Greg McArthur from The Globe and Mail did a very good job on this, mentioning that there was a Canadian desk at UBS. Surreptitiously, billions and billions of dollars were stuffed into those accounts by Canadians. It will be very interesting to find out. Who was in charge of that at the time in Canada? Michael Wilson, come on down. That was in The Globe and Mail, and it has tried to get an interview with Mr. Wilson. It cannot get one. It has tried to find out what is in it from the revenue agency in Canada, but it cannot get an answer. It is going to be interesting to find that out as well.

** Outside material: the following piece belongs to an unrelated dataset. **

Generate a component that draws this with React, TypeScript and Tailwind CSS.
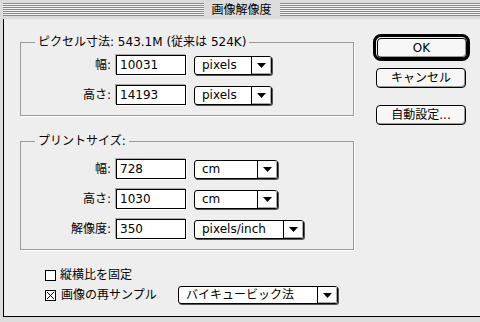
import React from "react";

const font = "font-['DejaVu_Sans','Noto_Sans_CJK_JP',sans-serif]";

function Arrow() {
  return (
    <svg width="9" height="5" viewBox="0 0 9 5">
      <polygon points="0,0 9,0 4.5,5" fill="black" />
    </svg>
  );
}

function Popup({ label, width }: { label: string; width: string }) {
  return (
    <div
      className={`flex h-[19px] ${width} rounded-[3px] border border-black bg-white shadow-[1px_1px_0_#555]`}
    >
      <span className="flex-1 pl-[7px] leading-[17px] whitespace-nowrap">{label}</span>
      <span className="flex w-[20px] items-center justify-center border-l border-black shadow-[inset_-1px_-1px_0_#aaa]">
        <Arrow />
      </span>
    </div>
  );
}

function Field({ value }: { value: string }) {
  return (
    <div className="h-[20px] w-[70px] border border-black bg-white pl-[3px] leading-[18px] shadow-[-1px_-1px_0_#aaa,1px_1px_0_#fff]">
      {value}
    </div>
  );
}

type row = { label: string; value: string; unit: string; width: string };

function Row({ r }: { r: row }) {
  return (
    <div className="flex items-center">
      <span className="w-[90px] text-right">{r.label}:</span>
      <div className="ml-[5px]">
        <Field value={r.value} />
      </div>
      <div className="ml-[8px]">
        <Popup label={r.unit} width={r.width} />
      </div>
    </div>
  );
}

function Group({ title, rows, top }: { title: string; rows: row[]; top: string }) {
  return (
    <fieldset className="w-[334px] border border-[#9a9a9a] pb-[10px] shadow-[1px_1px_0_#fff]">
      <legend className="ml-[14px] px-[3px] leading-[13px]">{title}</legend>
      <div className={`flex flex-col gap-[10px] ${top}`}>
        {rows.map((r, i) => (
          <Row key={i} r={r} />
        ))}
      </div>
    </fieldset>
  );
}

function Button({ children }: { children: React.ReactNode }) {
  return (
    <div className="flex h-[20px] w-[90px] items-center justify-center rounded-[4px] border border-black bg-[#f7f7f7] shadow-[inset_-1px_-1px_0_#999,inset_1px_1px_0_#fff]">
      {children}
    </div>
  );
}

function Check({ checked }: { checked?: boolean }) {
  return (
    <div className="flex h-[11px] w-[11px] items-center justify-center border border-black bg-white">
      {checked && (
        <svg width="9" height="9" viewBox="0 0 9 9">
          <path d="M1 1 L8 8 M8 1 L1 8" stroke="black" strokeWidth="1" />
        </svg>
      )}
    </div>
  );
}

const stripes =
  "h-[13px] flex-1 bg-[repeating-linear-gradient(to_bottom,#8a8a8a_0_1px,#f2f2f2_1px_2px)]";

export default function App() {
  return (
    <div className={`flex h-[322px] w-[480px] flex-col overflow-hidden bg-[#dcdcdc] text-[12px] text-black ${font}`}>
      {/* title bar */}
      <div className="flex h-[19px] items-center pl-[3px]">
        <div className={`${stripes} max-w-[204px]`} />
        <span className="px-[8px] leading-[14px]">画像解像度</span>
        <div className={stripes} />
      </div>

      {/* body */}
      <div className="mb-[5px] ml-[3px] flex flex-1 border-b border-l border-black bg-[#eeeeee]">
        <div className="flex flex-col pl-[16px] pt-[17px]">
          <Group
            title="ピクセル寸法: 543.1M (従来は 524K)"
            top="mt-[6px]"
            rows={[
              { label: "幅", value: "10031", unit: "pixels", width: "w-[78px]" },
              { label: "高さ", value: "14193", unit: "pixels", width: "w-[78px]" },
            ]}
          />
          <div className="h-[19px]" />
          <Group
            title="プリントサイズ:"
            top="mt-[11px]"
            rows={[
              { label: "幅", value: "728", unit: "cm", width: "w-[84px]" },
              { label: "高さ", value: "1030", unit: "cm", width: "w-[84px]" },
              { label: "解像度", value: "350", unit: "pixels/inch", width: "w-[110px]" },
            ]}
          />

          <div className="mt-[15px] flex flex-col pl-[25px]">
            <div className="flex h-[20px] items-center gap-[4px]">
              <Check />
              <span>縦横比を固定</span>
            </div>
            <div className="flex h-[20px] items-center">
              <div className="flex w-[133px] items-center gap-[5px]">
                <Check checked />
                <span>画像の再サンプル</span>
              </div>
              <div className="flex h-[18px] w-[160px] rounded-[3px] border border-black bg-white shadow-[1px_1px_0_#555]">
                <span className="flex-1 pl-[7px] leading-[16px]">バイキュービック法</span>
                <span className="flex w-[20px] items-center justify-center border-l border-black shadow-[inset_-1px_-1px_0_#aaa]">
                  <Arrow />
                </span>
              </div>
            </div>
          </div>
        </div>

        {/* buttons */}
        <div className="ml-[19px] flex flex-col pt-[15px]">
          <div className="flex h-[27px] w-[97px] items-center justify-center rounded-[8px] border-[3px] border-black">
            <Button>OK</Button>
          </div>
          <div className="mt-[7px] ml-[3px]">
            <Button>キャンセル</Button>
          </div>
          <div className="mt-[17px] ml-[3px]">
            <Button>自動設定...</Button>
          </div>
        </div>
      </div>
    </div>
  );
}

On the notion of foreign ownership, there can be no greater subject of concern to Canadians in this day and age, as we have seen a series of bubbles in the financial markets burst, that we maintain control as much as possible of key sectors and key industries, especially in the primary sectors of mining, metallurgy and forestry. Alcan, which is now Rio Tinto Alcan, owns the bed of the Saguenay River, one of the most beautiful rivers in Canada. Now that the Chinese government is buying into Rio Tinto, guess what? We are literally selling a riverbed to the Chinese government.
Labatt has just signed a deal. Its Belgian owners are selling off to a fund in New York and they will no longer be allowed to sell their Canadian production into the States. Not only is that a breach of the NAFTA and the Canada-U.S. FTA, which remains in force, it is a breach of common sense. Why should we even allow this? Xstrata, a company that had a written deal with the Canadian government in Sudbury, lost 700 jobs.
If the owners of Air Canada, the 49% shareholders, are a banker in Switzerland or Tokyo, do members think there will be any more planes to Hamilton or Rimouski? Asking the question is to answer it. That is why we want these amendments. That is why we oppose the bill.